Quand la demande de rapprochement familial a été acceptée, la famille Rwalinda est venue s’installer à Toulouse dans le quartier Empalot. « C’était un petit appartement mais au moins, on vivait ensemble et en sécurité ». Après un an à ne dépendre que des services sociaux, toute la famille obtient le statut de résident français et de réfugié et peut enfin être autonome. Malgré un bon niveau d’étude, Pierre et sa femme subissent un chômage long d’un an. En 2003, ils obtiennent la nationalité française. L’année suivante, il peut passer le concours de la fonction publique. Pierre devient douanier à l’aéroport de Blagnac en 2005.

« Vous êtes des génocidaires. Point. »

Revenir au Rwanda est impensable, « je n’ai revu ma famille qu’une fois, et on a dû se rejoindre au Congo ». Si le gouvernement de Paul Kagame a instauré une réconciliation ethnique, il n’en reste pas moins un régime autoritaire qui enferme les opposants politiques. Pierre Célestin Rwanlinda est engagé dans un parti d’opposition, « si je retourne là-bas, je suis mort » s’exclame-t-il.

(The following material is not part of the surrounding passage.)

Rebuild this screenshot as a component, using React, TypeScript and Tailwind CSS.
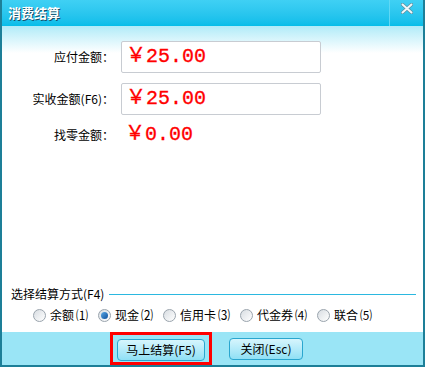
import React from "react";

const cjk = { fontFamily: '"Noto Sans CJK SC", "Noto Sans", sans-serif' };
const money = { fontFamily: '"Liberation Mono", "Noto Sans CJK SC", monospace' };

function Radio({ checked }: { checked?: boolean }) {
  return (
    <span className="relative inline-flex h-[13px] w-[13px] shrink-0 items-center justify-center rounded-full border border-[#9aa4ad] bg-gradient-to-br from-[#d8dde2] to-[#ffffff]">
      {checked && <span className="h-[7px] w-[7px] rounded-full bg-gradient-to-br from-[#5aa9e6] to-[#0b4f9c]" />}
    </span>
  );
}

export default function App() {
  const methods = [
    { label: "余额", key: "⑴", checked: false },
    { label: "现金", key: "⑵", checked: true },
    { label: "信用卡", key: "⑶", checked: false },
    { label: "代金券", key: "⑷", checked: false },
    { label: "联合", key: "⑸", checked: false },
  ];

  return (
    <div className="flex h-[367px] w-[425px] flex-col bg-[#1d7f98] px-[2px] pb-[2px]" style={cjk}>
      {/* title bar */}
      <div className="flex h-[26px] items-center bg-gradient-to-b from-[#3fd0f4] to-[#05bde9]">
        <span className="ml-[6px] text-[13px] font-bold text-white [text-shadow:1px_1px_0_#17506a]">消费结算</span>
        <div className="ml-auto flex h-full w-[34px] items-start justify-center border-l border-[#5fd8f5]">
          <svg width="12" height="11" viewBox="0 0 12 11" className="mt-[3px]">
            <path d="M1.5 1.5 L10.5 9.5 M10.5 1.5 L1.5 9.5" stroke="#5b8ea0" strokeWidth="3.4" strokeLinecap="round" />
            <path d="M1.5 1.5 L10.5 9.5 M10.5 1.5 L1.5 9.5" stroke="#eef8fb" strokeWidth="2" strokeLinecap="round" />
          </svg>
        </div>
      </div>

      {/* body */}
      <div className="flex flex-1 flex-col bg-gradient-to-b from-[#b0ebf8] via-white via-[8%] to-white">
        <div className="mt-[15px] flex items-center">
          <span className="w-[112px] text-right text-[12px] text-black">应付金额：</span>
          <div className="ml-[7px] flex h-[32px] w-[200px] items-center rounded-[2px] border border-[#c8ccd2] bg-white pl-[4px]">
            <span className="text-[20px] leading-none text-[#ff0000] [-webkit-text-stroke:0.3px_#ff0000]" style={money}>￥25.00</span>
          </div>
        </div>
        <div className="mt-[10px] flex items-center">
          <span className="w-[112px] text-right text-[12px] text-black">实收金额(F6)：</span>
          <div className="ml-[7px] flex h-[32px] w-[200px] items-center rounded-[2px] border border-[#c8ccd2] bg-white pl-[4px]">
            <span className="text-[20px] leading-none text-[#ff0000] [-webkit-text-stroke:0.3px_#ff0000]" style={money}>￥25.00</span>
          </div>
        </div>
        <div className="mt-[10px] flex items-center">
          <span className="w-[112px] text-right text-[12px] text-black">找零金额：</span>
          <span className="ml-[11px] text-[20px] leading-none text-[#ff0000] [-webkit-text-stroke:0.3px_#ff0000]" style={money}>￥0.00</span>
        </div>

        <div className="mt-auto flex items-center pl-[9px] pr-[7px]">
          <span className="text-[12px] text-black">选择结算方式(F4)</span>
          <div className="ml-[5px] h-px flex-1 bg-[#2bb8e0]" />
        </div>
        <div className="mb-[8px] mt-[3px] flex items-center pl-[31px] text-[12px] text-black">
          {methods.map((m) => (
            <span key={m.label} className="mr-[8px] flex items-center">
              <Radio checked={m.checked} />
              <span className="ml-[4px]">{m.label}</span>
              <span className="inline-block w-[16px] text-center">{m.key}</span>
            </span>
          ))}
        </div>

        {/* footer */}
        <div className="flex h-[33px] items-center bg-[#9ae5f6] pl-[108px]">
          <div className="border-[3px] border-[#ff0000] px-[4px] py-[1px]">
            <button className="h-[22px] w-[88px] rounded-[4px] border border-[#2aa6cf] bg-gradient-to-b from-[#d6f5fd] to-[#8fe0f5] text-[12px] text-black">
              马上结算(F5)
            </button>
          </div>
          <button className="ml-[17px] h-[22px] w-[74px] rounded-[4px] border border-[#2aa6cf] bg-gradient-to-b from-[#d6f5fd] to-[#8fe0f5] text-[12px] text-black">
            关闭(Esc)
          </button>
        </div>
      </div>
    </div>
  );
}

Pierre condamne le génocide, et à travers son engagement politique, il cherche à faire la lumière sur toute l’histoire. Le génocide atroce qu’ont subi les Tutsi et les exactions que commet le FPR depuis la guerre civile. « Ma sœur aînée a été massacrée par l’armée (FPR) avec toute sa famille. Il y a des moments où le FPR venait dans les villages et tirait sur tout ce qui bougeait ». Mais il n’y a aucun négationnisme dans la démarche de Pierre. « Vous êtes des génocidaires, Point », pour le gouvernement les opposants politiques sont des négationnistes génocidaires. Selon Pierre, c’est une vision imposée par le gouvernement de Paul Kagame pour conserver le pouvoir.